For days we considered this plan and that. Our final idea was that they should make small longish glass bottles with wide tops (later we found scientists using them as test tubes) that could be inserted in this mysterious third hole. When the bottle was full, one removed it, dumping out the blood, washing it out and reusing it.
We figured this invention would save us kids from those emergency trips to the drugstore for the box wrapped in plain paper, asked for on a paper note and then stuck behind the toilet as if it wasn't really needed - as if the whole operation had been an exercise in command obedience. Thanks to us, every mother could have her own bottle so tiny she could take it with her wherever she went. We were concerned about the possible dangers of the glass breaking; so we thought about balloons but they were not stable enough.
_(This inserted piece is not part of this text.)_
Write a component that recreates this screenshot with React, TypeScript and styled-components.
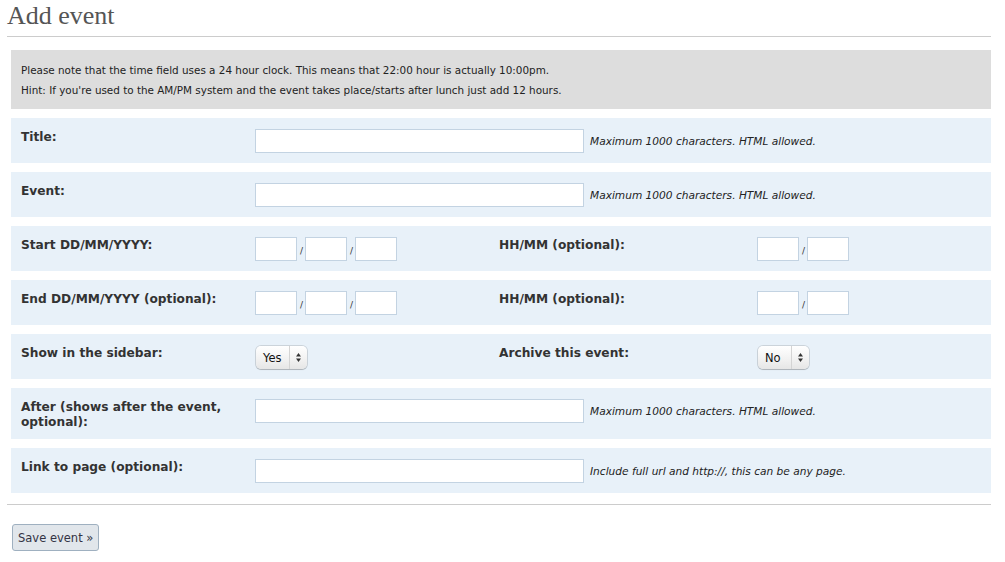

China you could not see if it was clean and so forth but the word sounded foreign and we were afraid women would be unhappy about that. Unfortunately technology lagged so far behind us with its development of soft plastics that we gave up the idea before science and marketing tampons caught up with us.
Sometime after this, my mother, who never dropped the veil of being herself, coyly laid on my bed a slim blue booklet, What Every Girl Should Know. I read it because I read everything, even the advertisement on the toothpaste tube. But what I read in this book - oh, oh,oh.
Some of it was true because it was like Mrs. Cox had told us about the leftover blood coming out and so forth. But, those weird shapes the drawings said would begin to grow in us was unbelievable. The stuff about babies growing in us was unthinkable. That only happened to other people who did bad things together. I would never do any naughtiness like that so none of this should have anything to do with me.
Next in the booklet came a bunch of rather good people drawings showing a young girl wearing an elastic band with the wad of cotton that Jane and I had worked so hard to make obsolete. On the back of the booklet was the answer why this pamphlet was such a pack of lies. It was published by the Kimball Kotex Company, our commercial enemy. It was a constant surprise when one after another of the statements in that little blue book came true for us. Who would have thought those lies were true?
At times we had to let Marvin tag along with us. In these hours were born some of our best competitions. One could only be held on the days when I stayed for lunch consisting of baked beans or the like. The O'Dell's were always having to cut corners, as they said, so beans in one form or another were offered up every couple of days.
Several hours after eating we three would make a circle, each with both hands laid on the shoulders of the person in front of him or her. We would start walking in a tight circle. The object was to leave such a smelly fart that the person behind you broke the circle to get away from the terrible stink. It took belly fulls of laughter, giggling and falling on the floor before one of us manufactured the winning blast. Marvin usually won so it was he who requested this contest most often.
As it was often inconvenient to stop playing to go inside to the bathroom so we delighted in squatting and pinkling wherever we were. This activity was also inspired contests. Who could make the most in a jar? Whose was most yellow? Or pale? Or who could pee the farthest. Marvin always won this test until one day we were up in the loft of the barn which the O'Dells used as garage, rabbit hutch and general storage for tools. Marvin was standing there at the edge of the opening in the wooden floor where the steps went up and down, when he got the idea of peeing down across onto the dirt floor where at night the truck was parked. On the soft dust it was easy to see the plop marks of pee. The challenge for a contest went out. Working from this angle and height, Jane got further than ever before, but most of it landed on the steps. Having taken off my underpants, I stepped over to the edge, hung my bare toes over and squatted down. I started to pee and get dizzy at the same time. I leaned backward to put one arm out to support me. The angle was too acute. My hand began to slip away from me on the crumbly dust. As I fell over on my bottom I sent out a beautiful arc of shining gold that went twice as far as Marvin's.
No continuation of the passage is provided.